Chickpea and Tomato Curry
Total preparation and cooking time: 25-30 minutes
Ingredients
(Serves 4)
- 1 tbsp olive oil
- 1 large onion, diced
- 4-5 cloves of garlic, peeled and crushed
- 1 inch piece of ginger, peeled and minced
- 1 red chili, diced
- 1 tsp ground cumin
- 1 1/2 tsp garam masala
- 1 1/2 tsp ground coriander
- 1/2 tsp ground turmeric
- 1 tin chopped tomatoes
- 150ml passata
- Generous pinch of salt
- 2 cans chickpeas drained and rinsed
- Fresh corriander
Method
- Heat the oil in a large non-stick frying pan over a medium-high heat.
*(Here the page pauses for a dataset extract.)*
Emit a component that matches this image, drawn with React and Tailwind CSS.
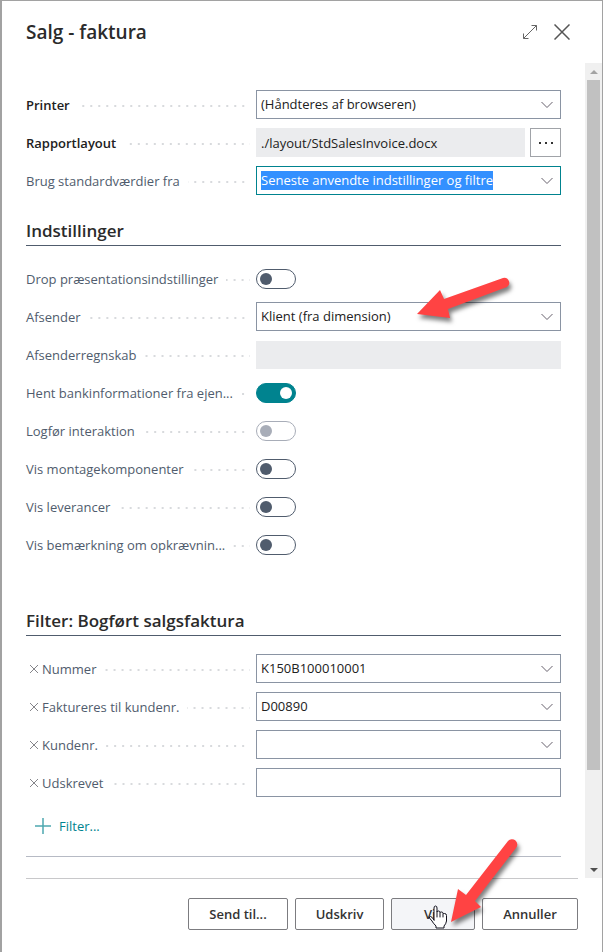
import { useState } from "react";

const reportOptions = [
  { label: "Drop præsentationsindstillinger", type: "toggle" },
  { label: "Afsender", type: "select", value: "Klient (fra dimension)", arrow: true },
  { label: "Afsenderregnskab", type: "readonly", value: "" },
  { label: "Hent bankinformationer fra ejen...", type: "toggle", on: true },
  { label: "Logfør interaktion", type: "toggle", disabled: true },
  { label: "Vis montagekomponenter", type: "toggle" },
  { label: "Vis leverancer", type: "toggle" },
  { label: "Vis bemærkning om opkrævnin...", type: "toggle" },
];

const filters = [
  { label: "Nummer", type: "select", value: "K150B100010001" },
  { label: "Faktureres til kundenr.", type: "select", value: "D00890" },
  { label: "Kundenr.", type: "select", value: "" },
  { label: "Udskrevet", type: "text", value: "" },
];

function Chevron() {
  return (
    <svg
      className="pointer-events-none absolute right-[7px] top-[10px] h-2 w-3"
      viewBox="0 0 12 8"
      fill="none"
      stroke="#66606c"
    >
      <path d="M0.5 1 L6 6.5 L11.5 1" />
    </svg>
  );
}

function Row({ id, label, bold, onRemove, children }) {
  return (
    <div className="flex h-[29px] items-center">
      <div className="flex h-full w-[224px] shrink-0 items-center">
        {onRemove && (
          <button type="button" aria-label={`Fjern ${label}`} onClick={onRemove} className="ml-1 mr-1 shrink-0">
            <svg className="h-2 w-2" viewBox="0 0 8 8" stroke="#85858a" fill="none">
              <path d="M0 0 L8 8 M8 0 L0 8" />
            </svg>
          </button>
        )}
        <label
          htmlFor={id}
          className={
            bold
              ? "whitespace-nowrap text-[13px] font-semibold leading-5 text-[#212121]"
              : "whitespace-nowrap text-[13px] leading-5 text-[#505c6d]"
          }
        >
          {label}
        </label>
        <span className="ml-2 mt-[3px] h-[2px] flex-1 bg-[linear-gradient(90deg,#d8dadd_2px,transparent_2px)] bg-[length:8px_2px] bg-right" />
      </div>
      <div className="ml-[6px] flex min-w-0 flex-1 gap-[5px]">{children}</div>
    </div>
  );
}

function SelectField({ id, value, focused }) {
  return (
    <div
      className={
        focused
          ? "relative flex h-[29px] w-full items-center border border-[#00838f] px-1"
          : "relative flex h-[29px] w-full items-center border border-[#8a94a3] px-1"
      }
    >
      <select
        id={id}
        defaultValue={value}
        className={
          focused
            ? "h-[19px] appearance-none bg-[#3390ff] text-[13px] leading-[19px] text-white outline-none [field-sizing:content]"
            : "h-full w-full appearance-none bg-transparent text-[13px] text-[#212121] outline-none"
        }
      >
        <option>{value}</option>
      </select>
      <Chevron />
    </div>
  );
}

function Toggle({ id, on, disabled }) {
  const [checked, setChecked] = useState(!!on);
  return (
    <input
      id={id}
      type="checkbox"
      role="switch"
      checked={checked}
      disabled={disabled}
      onChange={(e) => setChecked(e.target.checked)}
      className="flex h-5 w-10 appearance-none items-center rounded-full border border-[#505c6d] px-[3px] before:h-3 before:w-3 before:rounded-full before:bg-[#505c6d] checked:justify-end checked:border-[#00838f] checked:bg-[#00838f] checked:before:bg-white disabled:border-[#a8adb8] disabled:before:bg-[#a8adb8]"
    />
  );
}

function Field({ id, field }) {
  if (field.type === "toggle") return <Toggle id={id} on={field.on} disabled={field.disabled} />;
  if (field.type === "select") return <SelectField id={id} value={field.value} />;
  if (field.type === "readonly") {
    return <input id={id} readOnly value={field.value} className="h-[28px] w-full bg-[#ebecee] px-1 text-[13px]" />;
  }
  return (
    <input
      id={id}
      defaultValue={field.value}
      className="h-[29px] w-full border border-[#8a94a3] px-1 text-[13px] text-[#212121] outline-none"
    />
  );
}

function SectionTitle({ children }) {
  return (
    <h2 className="border-b border-[#505c6d] pb-[2px] text-[17px] font-semibold leading-6 text-[#2b2b2b]">{children}</h2>
  );
}

function FieldArrow() {
  return (
    <svg
      className="pointer-events-none absolute -top-7 left-[155px] z-10 h-14 w-[108px] drop-shadow-[2px_4px_2px_rgba(0,0,0,0.5)]"
      viewBox="0 0 108 56"
      fill="#ff4343"
    >
      <path d="M6 40 L29 16 L33 25 L92 4 A5 5 0 0 1 96 13 L37 35 L39 44 Z" />
    </svg>
  );
}

function ButtonArrow() {
  return (
    <svg
      className="pointer-events-none absolute -top-[65px] left-[54px] z-20 h-[100px] w-[80px] drop-shadow-[2px_4px_2px_rgba(0,0,0,0.5)]"
      viewBox="0 0 80 100"
      fill="#ff4343"
    >
      <path d="M6 89 L13 56 L21 62 L63 8 A5 5 0 0 1 71 15 L30 68 L36 74 Z" />
    </svg>
  );
}

function HandPointer() {
  return (
    <svg
      className="pointer-events-none absolute left-[37px] top-[7px] z-10 h-6 w-5"
      viewBox="0 0 20 24"
      fill="#fff"
      stroke="#10101c"
      strokeLinejoin="round"
      strokeLinecap="round"
    >
      <path d="M6 15 V3 Q6 1 7.5 1 Q9 1 9 3 V7 Q9 6 10.500 6 Q12 6 12 7.5 Q12 7 13.500 7 Q15 7 15 8.500 Q15 8.500 16.500 8.500 Q18.500 8.500 18.500 10.500 V16 Q18 19 16 21 V23 H8 V21 Q5 18 4 16 L1.500 13 Q1 11.500 2.500 11.500 Q4 11.500 6 15 Z" />
      <path d="M9 7 V12 M12 8 V12 M15 9 V12" fill="none" />
    </svg>
  );
}

const footerButton =
  "h-8 rounded-[2px] border border-[#7c7c80] text-[13px] font-semibold leading-5 text-[#333]";

export default function App() {
  const [activeFilters, setActiveFilters] = useState(filters);

  return (
    <div className="flex min-h-screen flex-col overflow-hidden bg-[#a2a2a2] pl-[2px] pr-px pt-px font-['Open_Sans','Noto_Sans',sans-serif]">
      <main role="dialog" aria-label="Salg - faktura" className="flex flex-1 flex-col bg-white">
        <header className="flex h-[62px] items-center justify-between pl-6 pr-8">
          <h1 className="text-[19px] font-semibold leading-7 text-[#2b2b2b]">Salg - faktura</h1>
          <div className="flex items-center gap-4">
            <button type="button" aria-label="Udvid">
              <svg className="h-4 w-4" viewBox="0 0 16 16" fill="none" stroke="#666">
                <path d="M1.500 14.500 L14.500 1.500 M9.500 1.500 H14.500 V6.500 M1.500 9.500 V14.500 H6.500" />
              </svg>
            </button>
            <button type="button" aria-label="Luk">
              <svg className="h-4 w-4" viewBox="0 0 16 16" fill="none" stroke="#555" strokeWidth="1.500">
                <path d="M0.500 0.500 L15.500 15.500 M15.500 0.500 L0.500 15.500" />
              </svg>
            </button>
          </div>
        </header>

        <div className="flex">
          <form className="min-w-0 flex-1 pb-[21px] pl-6 pr-6 pt-[27px]">
            <div className="flex flex-col gap-[9px]">
              <Row id="printer" label="Printer" bold>
                <SelectField id="printer" value="(Håndteres af browseren)" />
              </Row>
              <Row id="layout" label="Rapportlayout" bold>
                <input
                  id="layout"
                  readOnly
                  value="./layout/StdSalesInvoice.docx"
                  className="h-[29px] min-w-0 flex-1 bg-[#ebecee] px-[5px] text-[13px] text-[#212121] outline-none"
                />
                <button
                  type="button"
                  aria-label="Vælg layout"
                  className="flex h-[29px] w-[31px] items-center justify-center border border-[#a0a3a8]"
                >
                  <svg className="h-[2px] w-[14px]" viewBox="0 0 14 2" fill="#333">
                    <path d="M0 0h2v2H0z M6 0h2v2H6z M12 0h2v2h-2z" />
                  </svg>
                </button>
              </Row>
              <Row id="defaults" label="Brug standardværdier fra">
                <SelectField id="defaults" value="Seneste anvendte indstillinger og filtre" focused />
              </Row>
            </div>

            <section className="mt-6">
              <SectionTitle>Indstillinger</SectionTitle>
              <div className="mt-[18px] flex flex-col gap-[9px]">
                {reportOptions.map((field, i) => (
                  <Row key={field.label} id={`option-${i}`} label={field.label}>
                    <div className="relative flex w-full">
                      <Field id={`option-${i}`} field={field} />
                      {field.arrow && <FieldArrow />}
                    </div>
                  </Row>
                ))}
              </div>
            </section>

            <section className="mt-[50px]">
              <SectionTitle>Filter: Bogført salgsfaktura</SectionTitle>
              <div className="mt-[18px] flex flex-col gap-[9px]">
                {activeFilters.map((field, i) => (
                  <Row
                    key={field.label}
                    id={`filter-${i}`}
                    label={field.label}
                    onRemove={() => setActiveFilters(activeFilters.filter((f) => f !== field))}
                  >
                    <Field id={`filter-${i}`} field={field} />
                  </Row>
                ))}
              </div>
              <button
                type="button"
                className="ml-[9px] mt-[19px] flex items-center gap-2 text-[13px] leading-5 text-[#00838f]"
              >
                <svg className="h-4 w-4" viewBox="0 0 16 16" fill="none" stroke="#4da8b0" strokeWidth="1.500">
                  <path d="M8 0 V16 M0 8 H16" />
                </svg>
                Filter...
              </button>
              <hr className="mt-5 border-[#b6bac4]" />
            </section>
          </form>

          {/* Scrollbar */}
          <div className="flex w-[17px] flex-col bg-[#f0f0f0]" aria-hidden="true">
            <div className="flex h-[17px] items-center justify-center">
              <svg className="h-1 w-2" viewBox="0 0 8 4" fill="#a3a3a3">
                <path d="M4 0 L8 4 H0 Z" />
              </svg>
            </div>
            <div className="mx-[2px] flex-[690] bg-[#c1c1c1]" />
            <div className="flex-[91]" />
            <div className="flex h-[17px] items-center justify-center">
              <svg className="h-1 w-2" viewBox="0 0 8 4" fill="#505050">
                <path d="M0 0 H8 L4 4 Z" />
              </svg>
            </div>
          </div>
        </div>

        <footer className="ml-6 mr-6 flex justify-end gap-[7px] border-t border-[#c8c8ca] pt-[19px]">
          <button type="button" className={`${footerButton} w-[100px]`}>
            Send til...
          </button>
          <button type="button" className={`${footerButton} w-[89px]`}>
            Udskriv
          </button>
          <div className="relative">
            <button type="button" className={`${footerButton} w-[84px] bg-[#f4f5f8]`}>
              Vis
            </button>
            <HandPointer />
            <ButtonArrow />
          </div>
          <button type="button" className={`${footerButton} w-[96px]`}>
            Annuller
          </button>
        </footer>
      </main>
    </div>
  );
}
While the pan is heating up dice the onion
- Add the onion to the pan and cook, stirring occasionally, for 5-8 minutes until soft and translucent
- Stir in the garlic, ginger and chili and cook until fragrant. While they are cooking you can drain and rinse the chick peas
- Add the spices and stir for 2 minutes
- Add the tomatoes, passata and salt and bring to a simmer, stiring
- Add the chickpeas and continue to simmer for 10-15 minutes (you can make your cauliflower rice at this point)
- Serve with cauliflower rice and steamed green vegetables, garnished with the fresh coriander.